Diceritakannya juga tentang Laporan Keuangan Pemerintah Daerah (LKPD) Tapsel yang sejak tahun 2014 sampai 2020 mendapat opini Wajar Tanpa Pengecualian (WTP) dari BPK RI.
Raihan tujuh kali WTP berturut-turut itu diapresiasi pemerintah pusat dengan memberikan Dana Insentif Daerah (DID) yang juga tujuh kali berturut-turut. Bahkan tahun 2017 sebesar Rp50 M lebih mendapatkan Anugerah Dana Rakca atas opini WTP LKPD dan Pengelolaan Keuangan Daerah tahun 2015. Tahun 2020 juga memperoleh Dana Rakca sebesar Rp52 M lebih atas opini WTP tahun 2018.
Menurut Syahrul, kepala daerah tidak boleh passif atau melepas semua kebijakan penggunaan Dana Desa ke Kepala Desa. Harus ada pengawasan, pembimbingan dan pembinaan.
Kepala daerah tidak boleh mengintervensi penggunaan Dana Desa, karena semua program harus dibicarakan dalam forum Musrenbang desa.
Saat memimpinan di Tapsel, Syahrul minimum tiga atau empat bulan sekali mengadakan pertemuan dengan seluruh kepala desa.

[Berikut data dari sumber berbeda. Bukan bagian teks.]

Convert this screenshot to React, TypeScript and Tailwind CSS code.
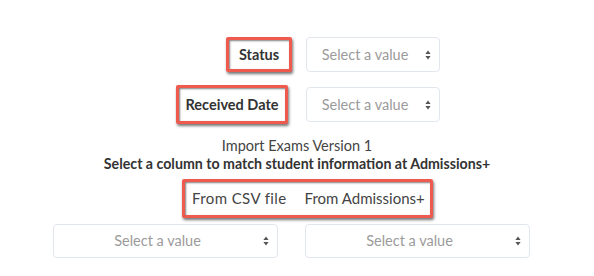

Baik itu berkumpul di satu tempat atapun lewat program turun ke desa (Turdes).
Bagi kepala daerah yang ingin percepatan pengurangan kemiskinan dan peningkatan kesejahteraan, pada DD dan ADD terdapat banyak faktor yang mendukung itu. Kepala daerah tinggal mensinergikannya dengan program yang didanai APBD.
Kemudian kepala daerah harus rajin melakukan komunikasi dengan pemerintah atasan, khususnya terkait program pembangunan desa dan pemenuhan kebutuhan dasar masyarakat desa.
Seperti dilakukan Syahrul saat memimpin Tapsel. Ada 20 Pembangunan Pembangkit Listrik Tenaga mikro Hydro (PLTMH) dan Pembangkit Listrik Tenaga Surya (PLTS) Terpusat dari pemerintah atasan untuk memenuhi kebutuhan dasar listrik rakyat di daerah terpencil.
Pembangunannya dimulai sejak 2013 dan dinikmati lebih 12.000 orang di 2.500 lebih rumah tangga yang tersebar di 16 desa dan dua kelurahan pada delapan kecamatan. Bahkan di Kecamatan Aek Bilah sekitar 40 persen warga menikmati energi listrik dari PLTMH, bukan dari PLN.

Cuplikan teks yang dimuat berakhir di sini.